Last year our team lived in Sop Houn for six weeks and explored the place in a way that it had never been explored before. We cleared 105 pieces of ordnance from land in and around the village. The smallest was a hand grenade, the largest a 750 pound bomb. I’m proud that we removed all the problem ordnance that villagers had found above ground, but I’m burdened by thoughts of what remains unseen, underground, waiting for a shovel or bulldozer to venture too close: monster machines fated to meet monstrous destruction.

Last year we briefly went beyond our mission of surface clearance and excavated a site within the village that people said held a big bomb. Had that bomb detonated on impact it would have made crater number fifty-nine. Instead, it bored a deep hole that villagers eventually filled in when they leveled the ground to created building sites. When we explored where people suggested we dig, we found the rump end of the bomb about four feet down. To expose the entire bomb we’d have had to dig a hole twelve or fourteen feet deep.

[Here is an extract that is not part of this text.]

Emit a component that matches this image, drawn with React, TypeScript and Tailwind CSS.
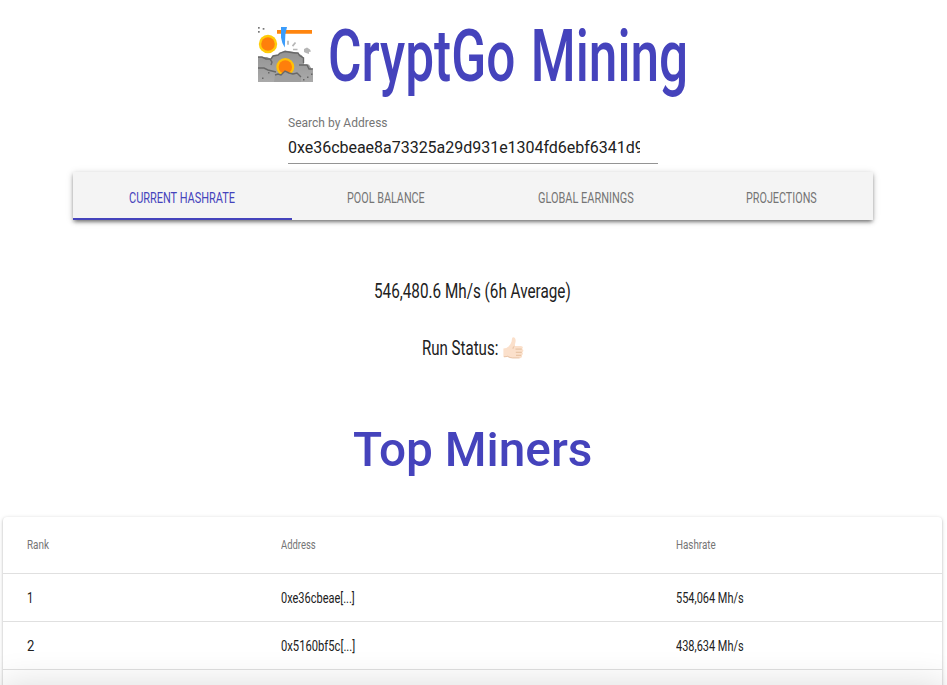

Unfortunately, we didn’t have the staff or resources to render that bomb safe. So… we reluctantly filled in the hole that we’d just dug and left the bomb behind. We cautioned people living nearby to leave the bomb undisturbed until we return with adequate funding to conduct a proper demolition. (That bomb will require special care by special talent and could easily be a $5,000 project!)

In the forty years since American B-52’s bombed Sop Houn, nothing has shaken houses and vibrated the earth like the heavy machinery currently working rumbling through town. Hopefully, the bomb we left behind will withstand that turbulence. But, what about other bombs closer to the roadwork and the big machines?

The construction company has already unearthed a closer bomb– a 750 pounder within the right-of-way and less than 50 yards from several houses. That bomb was the talk of the town for several days but it didn’t slow the construction company. Supervisors had the shovel operator scoop the bomb out of the soil and set it aside so crews could continue to push on through the village.

My dad taught me this lesson about gambling: “In every game, the odds favor the casino. You might be lucky in the short run. Some nights you might win a fortune. But… it’s a mathematical certainty that if you gamble long enough, you will loose all your money.”

The Lao Construction Consortium continues to gamble with people’s lives; so far they’ve won. But… they haven’t won because they’re smart; they’ve just been damn lucky. In the long run, the odds favor the bomb. Eventually a machine will strike the wrong bomb in the wrong place and innocent people will die. When that happens, should the company have the right to call the incident an accident?